Il mondo è diventato piccolo - si dice e non a torto - anche a causa dei sempre più avanzati mezzi di comunicazione. Questa "piccolezza", questa raggiunta marginalità del limite che separa individui, religioni, caste, culture e lingue differenti, se non antitetiche fra loro, contrasta enormemente con l'immensa espansione del senso dei limiti dello spazio e del tempo. Anche in questo caso l'evoluzione tecnologica è la vera responsabile di una percezione tanto mutata quanto radicata e diffusa. L'idea che al giorno d'oggi l'astronauta John H. Glenn, il primo statunitense che varcò i confini della stratosfera, alla veneranda età di ottanta anni possa ancora volare nel cosmo a bordo dello Space Shuttle dimostra che il limite dello spazio interplanetario non è più un limite. Si può anzi affermare che fra la Terra e la Luna si stenda un territorio un po' fuori mano, ma all'interno dei nostri confini, tant'è che esso può essere tranquillamente visitato da un arzillo pensionato dello spazio.

E' anche vero che accanto a questi esaltanti risultati del potenziale umano si affiancano le tremende ingiustizie sociali ed epocali della fame nel mondo, dell'oppressione di interi popoli, dello sfruttamento indiscriminato delle risorse del pianeta; ecco che i moderni mezzi di comunicazione, capaci di rendere "prossimo" ciò che è distante, ci consentono di prendere coscienza dell'altro lato della medaglia dell'evoluzione culturale in corso. Tocchiamo così con mano i limiti inferiori e anzi infimi in cui è costretta un'enorme fetta dell'umanità. Ma questo è un argomento che per la sua tragica vastità purtroppo esula dal contenuto di questa tesi, circa la quale va detto che non è non può certo essere un lavoro esaustivo. In essa ho piuttosto inteso tracciare alcune ipotesi di lavoro, tra di loro intimamente connesse, ma anche rispettivamente autonome.

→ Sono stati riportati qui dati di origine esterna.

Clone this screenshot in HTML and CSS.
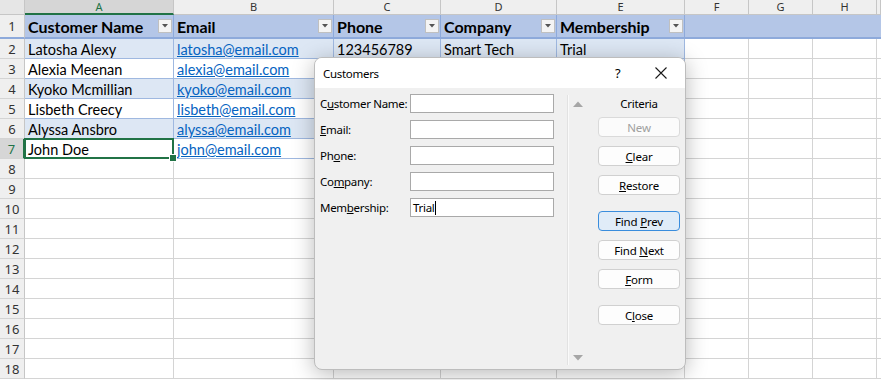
FILE: index.html
```html
<!DOCTYPE html>
<html lang="en">
<head>
  <meta charset="UTF-8">
  <title>Customers - Data Form</title>
  <link rel="stylesheet" href="styles.css">
</head>
<body>
  <div class="sheet">
    <div class="row col-heads">
      <div class="corner"></div>
      <div class="ch active">A</div>
      <div class="ch">B</div>
      <div class="ch">C</div>
      <div class="ch">D</div>
      <div class="ch">E</div>
      <div class="ch">F</div>
      <div class="ch">G</div>
      <div class="ch">H</div>
      <div class="ch"></div>
    </div>

    <div class="row head-row">
      <div class="rh">1</div>
      <div class="cell th">Customer Name<span class="filter"><svg width="6" height="4" viewBox="0 0 6 4"><path d="M0 0h6L3 3.5z" fill="#555"/></svg></span></div>
      <div class="cell th">Email<span class="filter"><svg width="6" height="4" viewBox="0 0 6 4"><path d="M0 0h6L3 3.5z" fill="#555"/></svg></span></div>
      <div class="cell th">Phone<span class="filter"><svg width="6" height="4" viewBox="0 0 6 4"><path d="M0 0h6L3 3.5z" fill="#555"/></svg></span></div>
      <div class="cell th">Company<span class="filter"><svg width="6" height="4" viewBox="0 0 6 4"><path d="M0 0h6L3 3.5z" fill="#555"/></svg></span></div>
      <div class="cell th">Membership<span class="filter"><svg width="6" height="4" viewBox="0 0 6 4"><path d="M0 0h6L3 3.5z" fill="#555"/></svg></span></div>
      <div class="cell fill"></div>
      <div class="cell fill"></div>
      <div class="cell fill"></div>
      <div class="cell fill"></div>
    </div>

    <div class="row">
      <div class="rh">2</div>
      <div class="cell t band">Latosha Alexy</div>
      <div class="cell t band"><a href="#">latosha@email.com</a></div>
      <div class="cell t band">123456789</div>
      <div class="cell t band">Smart Tech</div>
      <div class="cell t band">Trial</div>
      <div class="cell"></div><div class="cell"></div><div class="cell"></div><div class="cell"></div>
    </div>
    <div class="row">
      <div class="rh">3</div>
      <div class="cell t">Alexia Meenan</div>
      <div class="cell t"><a href="#">alexia@email.com</a></div>
      <div class="cell t"></div><div class="cell t"></div><div class="cell t"></div>
      <div class="cell"></div><div class="cell"></div><div class="cell"></div><div class="cell"></div>
    </div>
    <div class="row">
      <div class="rh">4</div>
      <div class="cell t band">Kyoko Mcmillian</div>
      <div class="cell t band"><a href="#">kyoko@email.com</a></div>
      <div class="cell t band"></div><div class="cell t band"></div><div class="cell t band"></div>
      <div class="cell"></div><div class="cell"></div><div class="cell"></div><div class="cell"></div>
    </div>
    <div class="row">
      <div class="rh">5</div>
      <div class="cell t">Lisbeth Creecy</div>
      <div class="cell t"><a href="#">lisbeth@email.com</a></div>
      <div class="cell t"></div><div class="cell t"></div><div class="cell t"></div>
      <div class="cell"></div><div class="cell"></div><div class="cell"></div><div class="cell"></div>
    </div>
    <div class="row">
      <div class="rh">6</div>
      <div class="cell t band">Alyssa Ansbro</div>
      <div class="cell t band"><a href="#">alyssa@email.com</a></div>
      <div class="cell t band"></div><div class="cell t band"></div><div class="cell t band"></div>
      <div class="cell"></div><div class="cell"></div><div class="cell"></div><div class="cell"></div>
    </div>
    <div class="row">
      <div class="rh active">7</div>
      <div class="cell t selected">John Doe</div>
      <div class="cell t"><a href="#">john@email.com</a></div>
      <div class="cell t"></div><div class="cell t"></div><div class="cell t"></div>
      <div class="cell"></div><div class="cell"></div><div class="cell"></div><div class="cell"></div>
    </div>
    <div class="row"><div class="rh">8</div><div class="cell"></div><div class="cell"></div><div class="cell"></div><div class="cell"></div><div class="cell"></div><div class="cell"></div><div class="cell"></div><div class="cell"></div><div class="cell"></div></div>
    <div class="row"><div class="rh">9</div><div class="cell"></div><div class="cell"></div><div class="cell"></div><div class="cell"></div><div class="cell"></div><div class="cell"></div><div class="cell"></div><div class="cell"></div><div class="cell"></div></div>
    <div class="row"><div class="rh">10</div><div class="cell"></div><div class="cell"></div><div class="cell"></div><div class="cell"></div><div class="cell"></div><div class="cell"></div><div class="cell"></div><div class="cell"></div><div class="cell"></div></div>
    <div class="row"><div class="rh">11</div><div class="cell"></div><div class="cell"></div><div class="cell"></div><div class="cell"></div><div class="cell"></div><div class="cell"></div><div class="cell"></div><div class="cell"></div><div class="cell"></div></div>
    <div class="row"><div class="rh">12</div><div class="cell"></div><div class="cell"></div><div class="cell"></div><div class="cell"></div><div class="cell"></div><div class="cell"></div><div class="cell"></div><div class="cell"></div><div class="cell"></div></div>
    <div class="row"><div class="rh">13</div><div class="cell"></div><div class="cell"></div><div class="cell"></div><div class="cell"></div><div class="cell"></div><div class="cell"></div><div class="cell"></div><div class="cell"></div><div class="cell"></div></div>
    <div class="row"><div class="rh">14</div><div class="cell"></div><div class="cell"></div><div class="cell"></div><div class="cell"></div><div class="cell"></div><div class="cell"></div><div class="cell"></div><div class="cell"></div><div class="cell"></div></div>
    <div class="row"><div class="rh">15</div><div class="cell"></div><div class="cell"></div><div class="cell"></div><div class="cell"></div><div class="cell"></div><div class="cell"></div><div class="cell"></div><div class="cell"></div><div class="cell"></div></div>
    <div class="row"><div class="rh">16</div><div class="cell"></div><div class="cell"></div><div class="cell"></div><div class="cell"></div><div class="cell"></div><div class="cell"></div><div class="cell"></div><div class="cell"></div><div class="cell"></div></div>
    <div class="row"><div class="rh">17</div><div class="cell"></div><div class="cell"></div><div class="cell"></div><div class="cell"></div><div class="cell"></div><div class="cell"></div><div class="cell"></div><div class="cell"></div><div class="cell"></div></div>
    <div class="row"><div class="rh">18</div><div class="cell"></div><div class="cell"></div><div class="cell"></div><div class="cell"></div><div class="cell"></div><div class="cell"></div><div class="cell"></div><div class="cell"></div><div class="cell"></div></div>
  </div>

  <div class="dialog">
    <div class="dialog-title">
      <span class="dialog-name">Customers</span>
      <span class="dialog-help">?</span>
      <span class="dialog-close"><svg width="12" height="12" viewBox="0 0 12 12"><path d="M0.5 0.5L11.5 11.5M11.5 0.5L0.5 11.5" stroke="#1a1a1a" stroke-width="1.1"/></svg></span>
    </div>
    <div class="dialog-body">
      <div class="form">
        <div class="field"><label>C<u>u</u>stomer Name:</label><div class="input"></div></div>
        <div class="field"><label><u>E</u>mail:</label><div class="input"></div></div>
        <div class="field"><label>Ph<u>o</u>ne:</label><div class="input"></div></div>
        <div class="field"><label>Co<u>m</u>pany:</label><div class="input"></div></div>
        <div class="field"><label>Mem<u>b</u>ership:</label><div class="input">Trial<span class="caret"></span></div></div>
      </div>
      <div class="side">
        <div class="scroll">
          <svg width="10" height="6" viewBox="0 0 10 6"><path d="M0 6L5 0.5L10 6z" fill="#a6a6a6"/></svg>
          <svg width="10" height="6" viewBox="0 0 10 6"><path d="M0 0L5 5.5L10 0z" fill="#a6a6a6"/></svg>
        </div>
        <div class="actions">
          <div class="criteria">Criteria</div>
          <button class="btn" disabled>New</button>
          <button class="btn"><u>C</u>lear</button>
          <button class="btn"><u>R</u>estore</button>
          <button class="btn default group">Find <u>P</u>rev</button>
          <button class="btn">Find <u>N</u>ext</button>
          <button class="btn"><u>F</u>orm</button>
          <button class="btn group">C<u>l</u>ose</button>
        </div>
      </div>
    </div>
  </div>
</body>
</html>
```

FILE: styles.css
```css
* {
  box-sizing: border-box;
}
body {
  margin: 0;
  width: 881px;
  height: 380px;
  overflow: hidden;
  background: #fff;
  position: relative;
  font-family: Lato, "Liberation Sans", sans-serif;
}
.row {
  display: grid;
  grid-template-columns: 25px 149px 160px 107px 116px 128px 64px 64px 64px 4px;
  height: 20px;
}
.col-heads {
  height: 15px;
}
.corner {
  background: #e6e6e6;
  border-right: 1px solid #c6c6c6;
  border-bottom: 1px solid #c6c6c6;
}
.ch {
  background: #efefef;
  border-right: 1px solid #c6c6c6;
  border-bottom: 1px solid #c6c6c6;
  font-size: 11px;
  line-height: 14px;
  color: #333;
  text-align: center;
  font-family: "Noto Sans", sans-serif;
}
.ch.active {
  background: #d6d6d6;
  color: #217346;
  border-bottom: 2px solid #217346;
  line-height: 13px;
}
.rh {
  background: #efefef;
  border-right: 1px solid #c6c6c6;
  border-bottom: 1px solid #d4d4d4;
  font-size: 13px;
  color: #333;
  display: flex;
  align-items: center;
  justify-content: center;
  font-family: "Noto Sans", sans-serif;
}
.rh.active {
  background: #d6d6d6;
  color: #217346;
  border-right: 2px solid #217346;
}
.cell {
  border-right: 1px solid #d4d4d4;
  border-bottom: 1px solid #d4d4d4;
  display: flex;
  align-items: center;
  padding: 1px 3px 0;
  font-size: 14.5px;
  white-space: nowrap;
  overflow: hidden;
  color: #000;
}
.cell a {
  color: #0563c1;
  text-decoration: underline;
}
.head-row {
  height: 24px;
  background: #b4c6e7;
}
.head-row .rh {
  border-bottom: 2px solid #8eaadb;
}
.cell.th {
  font-weight: bold;
  font-size: 16px;
  justify-content: space-between;
  padding: 0 1px 0 3px;
  border-right: 1px solid #8eaadb;
  border-bottom: 2px solid #8eaadb;
}
.cell.fill {
  border-right: none;
  border-bottom: 2px solid #8eaadb;
}
.filter {
  width: 14px;
  height: 14px;
  background: #f4f4f4;
  border: 1px solid #c0c0c0;
  display: flex;
  align-items: center;
  justify-content: center;
  flex-shrink: 0;
}
.cell.t {
  border-right-color: #9fb8e0;
  border-bottom-color: #9fb8e0;
}
.cell.band {
  background: #dde7f4;
}
.cell.selected {
  position: relative;
  overflow: visible;
}
.cell.selected::before {
  content: "";
  position: absolute;
  left: -1px;
  top: -1px;
  right: -1px;
  bottom: -1px;
  border: 2px solid #217346;
}
.cell.selected::after {
  content: "";
  position: absolute;
  right: -4px;
  bottom: -4px;
  width: 6px;
  height: 6px;
  background: #217346;
  border: 1px solid #fff;
  z-index: 2;
}

/* data form dialog */
.dialog {
  position: absolute;
  left: 314px;
  top: 57px;
  width: 372px;
  height: 313px;
  border-radius: 8px;
  border: 1px solid #bdbdbd;
  overflow: hidden;
  background: #f0f0f0;
  box-shadow: 0 4px 22px rgba(0, 0, 0, 0.28);
  font-family: "Noto Sans", sans-serif;
  font-size: 11.5px;
  letter-spacing: -0.3px;
  color: #000;
}
.dialog-title {
  height: 30px;
  background: #fff;
  display: flex;
  align-items: center;
  padding-left: 8px;
}
.dialog-name {
  flex: 1;
}
.dialog-help {
  width: 14px;
  margin-right: 26px;
  font-size: 13px;
}
.dialog-close {
  display: flex;
  margin-right: 18px;
}
.dialog-body {
  display: flex;
  height: 282px;
}
.form {
  width: 252px;
  padding: 6px 0 0 5px;
}
.field {
  display: flex;
  align-items: center;
  height: 19px;
  margin-bottom: 7px;
}
.field label {
  width: 90px;
  white-space: nowrap;
}
.input {
  width: 144px;
  height: 19px;
  background: #fff;
  border: 1px solid #a9a9a9;
  padding: 0 2px;
  line-height: 17px;
  display: flex;
  align-items: center;
}
.caret {
  width: 1px;
  height: 14px;
  background: #000;
  margin-left: 1px;
}
.side {
  display: flex;
  margin: 7px 0 5px;
  border-left: 1px solid #e2e2e2;
  box-shadow: inset 1px 0 #fafafa;
}
.scroll {
  width: 18px;
  display: flex;
  flex-direction: column;
  justify-content: space-between;
  align-items: center;
  padding: 6px 0 4px 1px;
}
.actions {
  display: flex;
  flex-direction: column;
  align-items: flex-start;
  padding-left: 12px;
}
.criteria {
  width: 82px;
  text-align: center;
  line-height: 16px;
  margin-top: 1px;
}
.btn {
  width: 82px;
  height: 20px;
  margin-top: 9px;
  font-family: "Noto Sans", sans-serif;
  font-size: 11.5px;
  letter-spacing: -0.2px;
  color: #000;
  background: #fdfdfd;
  border: 1px solid #d0d0d0;
  border-radius: 4px;
  padding: 0;
  line-height: 17px;
}
.criteria + .btn {
  margin-top: 5px;
}
.btn:disabled {
  color: #a0a0a0;
  background: #fbfbfb;
  border-color: #dadada;
}
.btn.group {
  margin-top: 16px;
}
.btn.default {
  background: #e0ecf8;
  border-color: #3a8ddd;
}
```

La massa d'urto della creatività collettiva inconscia è probabilmente abissale, ed è veramente prossima al limite della storia.

Questa forza sottopone il mondo circostante a una pressione interna tendenzialmente esplosiva. La moltiplicazione dissipativa dei referenti è allora il prodotto di una sistema che controlla i flussi di relazioni fra soggetti che si moltiplicano senza sosta. Dal punto di vista estetico la meta-forma dà luogo a innumerate visioni del mondo, tutte mutualmente incompatibili, ciascuna distaccata dall'altra, ma tutte intimamente connesse.

In un siffatto mondo di identità moltiplicate l'Arte cessa di incarnare le sia pur residuali idealità normative che aveva finora conservato. Non potendo incarnare un'idea plastica qualsiasi l'arte cessa anche di essere una pratica devozionale, sia pur profana, e torna al suo originale significato di  "Symbol". Perciò il suo stesso statuto ontologico unitario si trova ad affrontare una crisi senza precedenti. Ma in quanto categoria merceologica l'arte trova una perfetta corrispondenza nelle raffinatezze del consumerismo. Ed ecco il moltiplicarsi senza fine degli artisti, degli stili, dei prodotti, delle tendenze, dei 'discorsi intorno a'. Quando un prodotto satura il mercato allora per tenere alta la tensione fra la domanda e l'offerta si ricorre anche alla apparente diversificazione del prodotto. Questa strategia, applicata al mondo dell'arte, dà luogo al trionfo dell'Eclettismo.